SPECIAL REPORT: Mistakes Made After Being Arrested and Released for DUI in Colorado

How to avoid the 10 biggest mistakes most people make after being arrested for DUI.

1. Not taking the matter seriously. This is a charge that will follow you for the rest of your life, if you are convicted. If you have three prior lifetime impaired driving convictions anywhere in the US, you are facing a possible felony conviction. The Motor Vehicle Division will keep track of it until you are dead. It has to make sure to take your license away from you for two years, if you have three lifetime convictions.

The additional insurance charges alone could cost you thousands of dollars. If your your license is taken away, you have to prepay for an SR-22 endorsement to your policy. Your insurance company must notify the Division in advance, if you do not maintain your insurance. It will also raise your rates based on your conviction.

2. Not hiring an attorney. The law is complex and you need competent representation. You must raise the right defenses at the right time or you will lose them. Facts will disappear, memories fade and witnesses vanish. A winnable case can quickly become a loser. What should you do? You need legal advice and fast. You want an attorney who knows how to handle your case.

3. Hiring an attorney based on the amount of the fee alone. The State has almost unlimited resources when it comes to your case. You need to hire an attorney and pay a fee which will allow him to put time and effort into your case to counter the prosecution.

Attorneys must earn enough in the time they spend on your case in order to keep their doors open and make a living wage. If you go too low, your attorney will not be able to put in the time necessary to protect you. Look for a reasonable, predictable fee, not the lowest.

4. Not obtaining a temporary license and requesting a hearing at the Motor Vehicle Department within 7 days, if your license was taken when you failed or refused to take an alcohol test. If you do not request a hearing, you will not be able to drive until after a hearing or for 90 days to a year. Driving during this time is a serious traffic offense, regardless of whether you need to drive for work or personal reasons.

5. Driving after your license has been revoked. You have no right to drive after revocation and driving then is more serious an offense than your original charge. There are no provisions for you to drive for work or personal reasons. After a 30 days, you may qualify for probationary license. If arrested for driving during this time, you may have to post a $10,000 bond just to get out of jail. If convicted, you face a minimum 45 days in jail.

6. Not requesting that the officer be present at your motor vehicle hearing. If you do not request the officer's presence, you will have to subpoena him or waive her presence. The hearing will be based on the officer's report only and you will not hear how the officer will testify. Many things can be learned at this hearing by your attorney, if the officer is present. If the officer fails to appear or justify what was done, you get your license back.

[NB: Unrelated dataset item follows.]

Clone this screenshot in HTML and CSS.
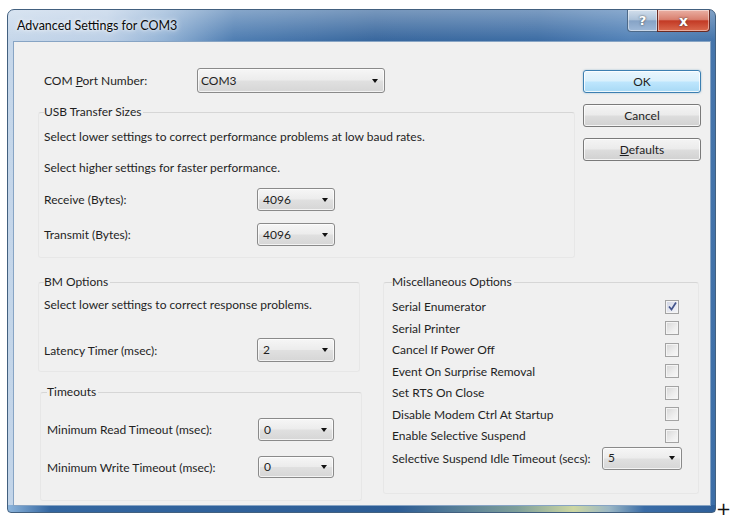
FILE: index.html
```html
<!DOCTYPE html>
<html>
<head>
<meta charset="utf-8">
<title>Advanced Settings for COM3</title>
<link rel="stylesheet" href="styles.css">
</head>
<body>
<div class="page">
  <div class="window">
    <div class="titlebar">
      <span class="title">Advanced Settings for COM3</span>
      <div class="caption-btns">
        <span class="cap help">?</span>
        <span class="cap close">x</span>
      </div>
    </div>
    <div class="client">
      <div class="top">
        <div class="top-left">
          <div class="com-row">
            <span class="com-label">COM <u>P</u>ort Number:</span>
            <div class="combo combo-com"><span class="val">COM3</span><i class="arrow"></i></div>
          </div>
          <fieldset class="group usb">
            <legend>USB Transfer Sizes</legend>
            <p class="note n1">Select lower settings to correct performance problems at low baud rates.</p>
            <p class="note n2">Select higher settings for faster performance.</p>
            <div class="field-row r1"><span class="flabel">Receive (Bytes):</span><div class="combo small"><span class="val">4096</span><i class="arrow"></i></div></div>
            <div class="field-row r2"><span class="flabel">Transmit (Bytes):</span><div class="combo small"><span class="val">4096</span><i class="arrow"></i></div></div>
          </fieldset>
        </div>
        <div class="buttons">
          <button class="btn default">OK</button>
          <button class="btn">Cancel</button>
          <button class="btn"><u>D</u>efaults</button>
        </div>
      </div>
      <div class="bottom">
        <div class="bottom-left">
          <fieldset class="group bm">
            <legend>BM Options</legend>
            <p class="note bm-note">Select lower settings to correct response problems.</p>
            <div class="field-row latency"><span class="flabel">Latency Timer (msec):</span><div class="combo small tall"><span class="val">2</span><i class="arrow"></i></div></div>
          </fieldset>
          <fieldset class="group timeouts">
            <legend>Timeouts</legend>
            <div class="field-row t1"><span class="flabel">Minimum Read Timeout (msec):</span><div class="combo small t"><span class="val">0</span><i class="arrow"></i></div></div>
            <div class="field-row t2"><span class="flabel">Minimum Write Timeout (msec):</span><div class="combo small t"><span class="val">0</span><i class="arrow"></i></div></div>
          </fieldset>
        </div>
        <fieldset class="group misc">
          <legend>Miscellaneous Options</legend>
          <div class="opt first"><span>Serial Enumerator</span><span class="check checked"><svg width="11" height="11" viewBox="0 0 11 11"><path d="M2 5.5 L4.5 8.5 L9 1.5" fill="none" stroke="#44558c" stroke-width="1.7"/></svg></span></div>
          <div class="opt"><span>Serial Printer</span><span class="check"></span></div>
          <div class="opt"><span>Cancel If Power Off</span><span class="check"></span></div>
          <div class="opt"><span>Event On Surprise Removal</span><span class="check"></span></div>
          <div class="opt"><span>Set RTS On Close</span><span class="check"></span></div>
          <div class="opt"><span>Disable Modem Ctrl At Startup</span><span class="check"></span></div>
          <div class="opt"><span>Enable Selective Suspend</span><span class="check"></span></div>
          <div class="opt-combo"><span class="olabel">Selective Suspend Idle Timeout (secs):</span><div class="combo suspend"><span class="val">5</span><i class="arrow"></i></div></div>
        </fieldset>
      </div>
    </div>
  </div>
  <span class="cursor">+</span>
</div>
</body>
</html>
```

FILE: styles.css
```css
html, body {
  margin: 0;
  padding: 0;
  background: #ffffff;
}

body {
  font-family: "Segoe UI", Lato, "Noto Sans", sans-serif;
  font-size: 12px;
  color: #1f1f1f;
}

.page {
  position: relative;
  width: 731px;
  height: 518px;
  overflow: hidden;
}

.window {
  margin: 9px 0 0 7px;
  width: 709px;
  height: 504px;
  box-sizing: border-box;
  border: 1px solid #42607f;
  border-radius: 7px 7px 4px 4px;
  display: flex;
  flex-direction: column;
  background:
    linear-gradient(90deg, #8db5dc 0%, #3366a0 6%, #2d5d95 55%, #7e9f9a 72%, #cdd7a2 80%, #9bb7c5 85%, #3a6ca6 90%, #2f609a 100%) bottom / 100% 7px no-repeat,
    linear-gradient(180deg, rgba(255,255,255,0.35) 0px, rgba(255,255,255,0.05) 30px, rgba(255,255,255,0) 100%),
    linear-gradient(90deg, #c3d5e9 0%, #b9cde5 14%, #8fb0d4 22%, #4677ae 32%, #2f6099 52%, #3466a0 75%, #4a7cb4 88%, #3c6ea7 100%);
}

.titlebar {
  height: 31px;
  display: flex;
  align-items: flex-start;
  justify-content: space-between;
  padding-left: 9px;
}

.title {
  line-height: 31px;
  font-size: 12.5px;
  color: #0a0a0a;
  text-shadow: 0 0 6px rgba(255,255,255,0.9), 0 0 3px rgba(255,255,255,0.8);
}

.caption-btns {
  display: flex;
  margin-right: 5px;
}

.cap {
  height: 22px;
  box-sizing: border-box;
  display: flex;
  align-items: center;
  justify-content: center;
  color: #fff;
  font-family: "DejaVu Sans", sans-serif;
  font-weight: bold;
  font-size: 13px;
  text-shadow: 0 0 2px #333;
  box-shadow: inset 0 0 0 1px rgba(255,255,255,0.45);
}

.help {
  width: 30px;
  border: 1px solid #4d6988;
  border-top: none;
  border-right: none;
  border-radius: 0 0 0 4px;
  background: linear-gradient(180deg, #d3dfec 0%, #aec3da 45%, #86a3c6 52%, #9fb9d8 100%);
}

.close {
  width: 53px;
  border: 1px solid #6b2a22;
  border-top: none;
  border-radius: 0 0 4px 0;
  background: linear-gradient(180deg, #eab0a4 0%, #d9806f 45%, #c33a25 52%, #da6a4e 100%);
  font-size: 14px;
}

.client {
  margin: 0 4px 6px 5px;
  height: 463px;
  border: 1px solid #87a4c4;
  background: #f0f0f0;
  padding: 26px 9px 0 24px;
  box-sizing: content-box;
  overflow: hidden;
}

.top {
  display: flex;
  height: 191px;
}

.top-left {
  width: 537px;
}

.com-row {
  display: flex;
  align-items: center;
  height: 25px;
  padding-left: 6px;
}

.com-label {
  width: 153px;
  flex: none;
}

/* combos */
.combo {
  display: flex;
  align-items: center;
  justify-content: space-between;
  box-sizing: border-box;
  height: 23px;
  border: 1px solid #8a8a8a;
  border-radius: 3px;
  background: linear-gradient(180deg, #f6f6f6 0%, #ececec 48%, #e0e0e0 52%, #d6d6d6 100%);
  box-shadow: inset 0 0 0 1px rgba(255,255,255,0.7);
  padding: 0 6px 0 5px;
  flex: none;
}

.combo .val {
  line-height: 16px;
}

.arrow {
  width: 0;
  height: 0;
  border-left: 3.5px solid transparent;
  border-right: 3.5px solid transparent;
  border-top: 4px solid #111;
}

.combo-com {
  width: 188px;
  height: 25px;
  padding-left: 3px;
  padding-right: 6px;
}

.small {
  width: 78px;
}

.tall {
  height: 24px;
}

.t {
  width: 76px;
}

.suspend {
  width: 80px;
}

/* group boxes */
.group {
  margin: 0;
  border: 1px solid #e7e7e7;
  border-top-color: #d6d6d6;
  border-radius: 3px;
  min-width: 0;
}

.group legend {
  padding: 0 2px 0 0;
  line-height: 14px;
  color: #1f1f1f;
}

.usb {
  margin-top: 12px;
  padding: 0 0 11px 5px;
}

.note {
  margin: 0;
  line-height: 16px;
}

.n1 {
  margin-top: 10px;
}

.n2 {
  margin-top: 15px;
}

.field-row {
  display: flex;
  align-items: center;
}

.flabel {
  flex: none;
  width: 213px;
}

.r1 {
  margin-top: 12px;
}

.r2 {
  margin-top: 12px;
}

/* right buttons */
.buttons {
  margin-left: auto;
  width: 118px;
  padding-top: 2px;
  display: flex;
  flex-direction: column;
  gap: 11px;
}

.btn {
  height: 23px;
  width: 118px;
  font: inherit;
  color: #1f1f1f;
  border: 1px solid #7a7a7a;
  border-radius: 3px;
  background: linear-gradient(180deg, #f4f4f4 0%, #ebebeb 48%, #dddddd 52%, #d1d1d1 100%);
  box-shadow: inset 0 0 0 1px rgba(255,255,255,0.75);
  padding: 0;
}

.btn.default {
  border-color: #3c7fb1;
  background: linear-gradient(180deg, #eaf6fd 0%, #d9f0fc 48%, #bee6fd 52%, #a7d9f5 100%);
  box-shadow: inset 0 0 0 1px rgba(255,255,255,0.8), 0 0 2px rgba(60,127,177,0.5);
}

/* bottom area */
.bottom {
  display: flex;
  align-items: flex-start;
  margin-top: 16px;
}

.bottom-left {
  width: 324px;
  flex: none;
}

.bm {
  margin-right: 2px;
  padding: 0 0 9px 5px;
}

.bm-note {
  margin-top: 8px;
}

.latency {
  margin-top: 25px;
}

.timeouts {
  margin: 13px 0 0 2px;
  padding: 0 0 22px 6px;
}

.timeouts .flabel {
  width: 211px;
}

.t1 {
  margin-top: 19px;
}

.t2 {
  margin-top: 15px;
}

.t2 .combo {
  height: 22px;
}

.misc {
  margin-left: 21px;
  width: 316px;
  box-sizing: border-box;
  padding: 0 19px 23px 8px;
  flex: none;
}

.opt {
  height: 21.5px;
  display: flex;
  align-items: center;
  justify-content: space-between;
}

.opt.first {
  margin-top: 7px;
}

.check {
  width: 14px;
  height: 14px;
  box-sizing: border-box;
  border: 1px solid #a3a3a3;
  background: linear-gradient(135deg, #d6d6d6 0%, #eeeeee 60%, #f8f8f8 100%);
  box-shadow: inset 0 0 0 1px #f4f4f4;
  display: flex;
  align-items: center;
  justify-content: center;
}

.check.checked {
  background: linear-gradient(135deg, #d0d4e3 0%, #e8eaf2 60%, #f4f5f9 100%);
}

.check svg {
  display: block;
}

.opt-combo {
  display: flex;
  align-items: center;
  height: 23px;
}

.olabel {
  flex: none;
  width: 210px;
}

.cursor {
  position: absolute;
  left: 716px;
  top: 500px;
  font-family: "DejaVu Sans", sans-serif;
  font-size: 18px;
  line-height: 18px;
  color: #111;
}
```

7. Taking the District Attorney's first offer. The first offer is not a bargain, it's just to get rid of your case with the least amount of work. Very few cases are dismissed or reduced to a non-alcohol charge at this stage. You do not give the judge an opportunity to rule on constitutional challenges. You give up your right to raise these issues and make the State prove it's case.

8. Fail to appear in Court. The Court will issue a bench warrant for your arrest and revoke any bond. The next time you are stopped for a traffic infraction, you will be spending some time in jail and posting a bond for your future appearances.

9. Talk to anyone but an attorney about your case. Anything you say to them can be used against you. When you discuss your arrest with friends or family, you risk turning them into involuntary witnesses against you. It is in your best interest to remember the details of your arrest. It will help you in your defense. In any criminal case, you must be represented by a competent defense lawyer.

You may choose a lawyer or risk the consequences of representing yourself. By hiring an attorney immediately following your citation, you won't miss any deadlines. Judges won't know if they should protect your rights unless someone defends you. For example, overworked prosecutors may use reports from inexperienced or over-zealous police officers to over-prosecute a case.

Defense attorneys are aware of these tendencies and are trained to handle such situations. If you ask the judge to let you be your own attorney, he or she must allow this in most cases. But do not do this. In all DUI/DWAIs, get a lawyer quickly. You should interview immediately after arrest if you can (you have a 7 calendar day deadline after arrest, if you lost your license).

10. Think that talking to numerous attorneys will help you handle it on your own. You need to have an attorney go to Court with you.